Killing myself is scary and life hasn't gotten unbearable just yet.
>Does your life have a purpose?
No.
>Do you find day to day life enjoyable?
Somewhat. Everything is kind of bleak and gray these days, but I suppose it's comfortable so I could say that I enjoy it.
>>39381145
Yeah I guess. He doesn't ask a lot of me so I still get to spend most of my day doing NEET things. I don't have any more motivation than before we met, I just like making him happy so I do things to help him.
>>39381018
My backlog.
>>39381222
But it just keeps growing, and you know it. Nice trips btw.
>>39381205
is it a platonic relationshippe
>>39381205
I'm a NEET in a relationship with someone who works. But don't do housework or feed myself for the most part because of depression. Just feel like I'm ruining her life or a huge burden.
>>39381254
No, we're a couple
I feel bad for the person I once was. That kid was put in a strange position maybe even because of his own choices but worked hard regardless of the circumstances. Even if people told me to move on or don't want to hear about "it" anymore I'm going to keep remembering him. I'm a different person now and that's ok. I'm going to keep living until I die
>>39381018
Because my family and online friends would be sad if I died.

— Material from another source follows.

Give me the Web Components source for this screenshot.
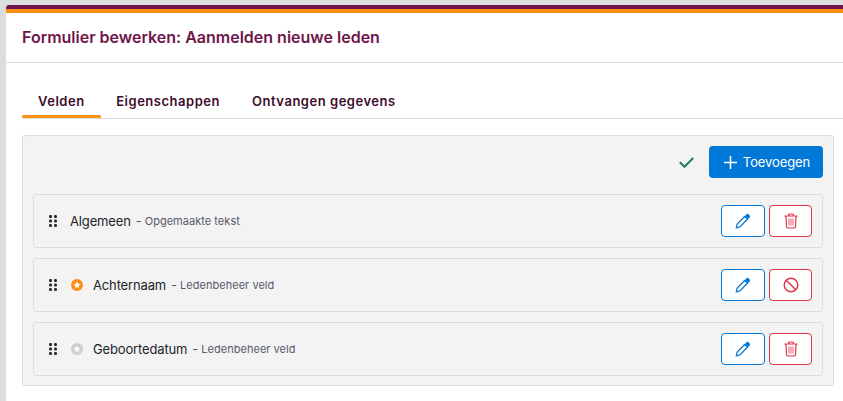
<!DOCTYPE html>
<html lang="nl">
<head>
<meta charset="utf-8">
<title>Formulier bewerken</title>
<style>
  html, body { margin: 0; height: 100%; overflow: hidden; background: #dcddde; }
  body { font-family: Inter, "Liberation Sans", sans-serif; }
</style>
</head>
<body>
<form-page title="Formulier bewerken: Aanmelden nieuwe leden">
  <form-tabs></form-tabs>
  <field-panel>
    <field-row name="Algemeen" kind="Opgemaakte tekst" action="delete"></field-row>
    <field-row name="Achternaam" kind="Ledenbeheer veld" star="on" action="block"></field-row>
    <field-row name="Geboortedatum" kind="Ledenbeheer veld" star="off" action="delete"></field-row>
  </field-panel>
</form-page>

<script>
const ICONS = {
  pencil: `<svg width="16" height="16" viewBox="0 0 16 16" fill="none">
    <path d="M1.200 14.800l.9-3.700 7.600-7.600 2.800 2.800-7.600 7.600z" stroke="currentColor" stroke-width="1.300" stroke-linejoin="round"/>
    <path d="M9.700 3l2-1.800c.5-.5 1.200-.5 1.700 0l1.400 1.400c.5.500.5 1.200 0 1.700L13 6.300z" fill="currentColor"/>
  </svg>`,
  trash: `<svg width="14" height="16" viewBox="0 0 14 16" fill="none" stroke="currentColor" stroke-width="1.200">
    <path d="M.8 3h12.400M4.600 3V1.800c0-.5.3-.8.8-.8h3.200c.5 0 .8.3.8.8V3" stroke-linecap="round"/>
    <path d="M2 3l.5 10.600c0 .8.6 1.400 1.400 1.400h6.200c.8 0 1.400-.6 1.400-1.400L12 3"/>
    <path d="M5 5.500v7M7 5.500v7M9 5.500v7" stroke-width=".8"/>
  </svg>`,
  block: `<svg width="16" height="16" viewBox="0 0 16 16" fill="none" stroke="currentColor" stroke-width="1.400">
    <circle cx="8" cy="8" r="6.800"/>
    <path d="M3.200 3.200l9.600 9.600"/>
  </svg>`,
  grip: `<svg width="8" height="12" viewBox="0 0 8 12" fill="currentColor" style="display:block">
    <rect x="0" y="0" width="3" height="3" rx="1.200"/><rect x="5" y="0" width="3" height="3" rx="1.200"/>
    <rect x="0" y="4.500" width="3" height="3" rx="1.200"/><rect x="5" y="4.500" width="3" height="3" rx="1.200"/>
    <rect x="0" y="9" width="3" height="3" rx="1.200"/><rect x="5" y="9" width="3" height="3" rx="1.200"/>
  </svg>`,
  star: `<svg width="12" height="12" viewBox="0 0 12 12" style="display:block">
    <circle cx="6" cy="6" r="6" fill="currentColor"/>
    <path d="M6 2.600l1 2.200 2.400.3-1.800 1.600.5 2.400L6 7.900 3.900 9.100l.5-2.400L2.600 5.100 5 4.800z" fill="#fff"/>
  </svg>`
};

class FormPage extends HTMLElement {
  constructor() {
    super();
    this.attachShadow({ mode: 'open' });
    this.shadowRoot.innerHTML = `
      <style>
        :host {
          display: block;
          margin: 5px 0 0 6px;
          height: 396px;
          background: #fff;
          border-radius: 3px 0 0 0;
          overflow: hidden;
        }
        .stripe { height: 4px; background: #6e1549; }
        .stripe.orange { background: #fb9016; }
        header {
          height: 50px;
          box-sizing: border-box;
          padding: 0 0 1px 16px;
          display: flex;
          align-items: center;
          border-bottom: 1px solid #dcdcdc;
          font-size: 16px;
          font-weight: 600;
          color: #6e1549;
        }
        main { padding: 22px 9px 0 16px; }
      </style>
      <div class="stripe"></div>
      <div class="stripe orange"></div>
      <header></header>
      <main><slot></slot></main>
    `;
    this.shadowRoot.querySelector('header').textContent = this.getAttribute('title');
  }
}

class FormTabs extends HTMLElement {
  constructor() {
    super();
    this.attachShadow({ mode: 'open' });
    this.shadowRoot.innerHTML = `
      <style>
        :host {
          display: flex;
          height: 33px;
          border-bottom: 1px solid #dcdcdc;
          margin-right: -9px;
          margin-bottom: 16px;
          font-size: 13px;
          font-weight: 600;
          letter-spacing: 0.52px;
          color: #3d0d2b;
        }
        span {
          box-sizing: border-box;
          height: 33px;
          padding: 8px 16px 0;
        }
        .active { position: relative; }
        .active::after {
          content: '';
          position: absolute;
          left: 0; right: 0; bottom: 0;
          height: 3px;
          border-radius: 2px;
          background: #fb9016;
        }
      </style>
      <span class="active">Velden</span>
      <span style="padding-left:15.5px">Eigenschappen</span>
      <span>Ontvangen gegevens</span>
    `;
  }
}

class FieldPanel extends HTMLElement {
  constructor() {
    super();
    this.attachShadow({ mode: 'open' });
    this.shadowRoot.innerHTML = `
      <style>
        :host {
          display: block;
          box-sizing: border-box;
          height: 251px;
          padding: 10px 10px 10px;
          background: #f3f3f3;
          border: 1px solid #dcdcdc;
          border-radius: 3px;
        }
        .top {
          display: flex;
          justify-content: flex-end;
          align-items: center;
          gap: 15px;
          height: 32px;
          margin-bottom: 16px;
        }
        .check { display: block; color: #1f7f5c; }
        button {
          display: flex;
          align-items: center;
          justify-content: center;
          gap: 6px;
          width: 114px;
          height: 32px;
          padding: 0 0 0 2px;
          border: 0;
          border-radius: 4px;
          background: #0078d7;
          color: #fff;
          font: 400 13px Inter, "Liberation Sans", sans-serif;
          letter-spacing: -0.1px;
        }
        .rows { display: flex; flex-direction: column; gap: 10px; }
      </style>
      <div class="top">
        <svg class="check" width="15" height="11" viewBox="0 0 15 11" fill="none" stroke="currentColor" stroke-width="2"><path d="M.8 5.300l4.700 4.500L14.200 1"/></svg>
        <button type="button">
          <svg width="13" height="13" viewBox="0 0 13 13" stroke="#fff" stroke-width="1.600"><path d="M6.500 0v13M0 6.500h13"/></svg>
          Toevoegen
        </button>
      </div>
      <div class="rows"><slot></slot></div>
    `;
  }
}

class FieldRow extends HTMLElement {
  constructor() {
    super();
    this.attachShadow({ mode: 'open' });
    const star = this.getAttribute('star');
    const action = this.getAttribute('action');
    this.shadowRoot.innerHTML = `
      <style>
        :host {
          display: flex;
          align-items: center;
          box-sizing: border-box;
          height: 54px;
          padding: 0 10px 0 15px;
          border: 1px solid #dcdcdc;
          border-radius: 3px;
          background: #f3f3f3;
        }
        .grip { color: #2b2b33; margin-right: 13px; }
        .star { margin-right: 10px; margin-left: 1px; }
        .star.on { color: #fb9016; }
        .star.off { color: #cfcfcf; }
        .name { font-size: 13px; letter-spacing: -0.15px; color: #212529; }
        .dash { font-size: 13px; color: #565b6b; margin: 0 3px 0 5px; }
        .kind { font-size: 11px; letter-spacing: 0.03px; color: #565b6b; }
        .actions { margin-left: auto; display: flex; gap: 4px; }
        .btn {
          display: flex;
          align-items: center;
          justify-content: center;
          box-sizing: border-box;
          height: 32px;
          background: #fff;
          border: 1px solid;
          border-radius: 4px;
        }
        .edit { width: 44px; color: #0078d7; }
        .del { width: 43px; color: #dc3545; }
      </style>
      <span class="grip">${ICONS.grip}</span>
      ${star ? `<span class="star ${star}">${ICONS.star}</span>` : ''}
      <span class="name"></span>
      <span class="dash">-</span>
      <span class="kind"></span>
      <div class="actions">
        <span class="btn edit">${ICONS.pencil}</span>
        <span class="btn del">${action === 'block' ? ICONS.block : ICONS.trash}</span>
      </div>
    `;
    this.shadowRoot.querySelector('.name').textContent = this.getAttribute('name');
    this.shadowRoot.querySelector('.kind').textContent = this.getAttribute('kind');
  }
}

customElements.define('form-page', FormPage);
customElements.define('form-tabs', FormTabs);
customElements.define('field-panel', FieldPanel);
customElements.define('field-row', FieldRow);
</script>
</body>
</html>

I really should die though.
>>39381018
Not honestly sure. Some days, it's the hope of society collapsing and me getting the chance to kill some normies, but then I realise, my family wouldn't support that so I'd be even more alone, which is fine I guess.
Other days, I don't even want that. Simply put, my greatest wish is to never have been born. I feel bad that I can't be an ubermensch for my mom, but she's the one who had sex with a mentally unfit man.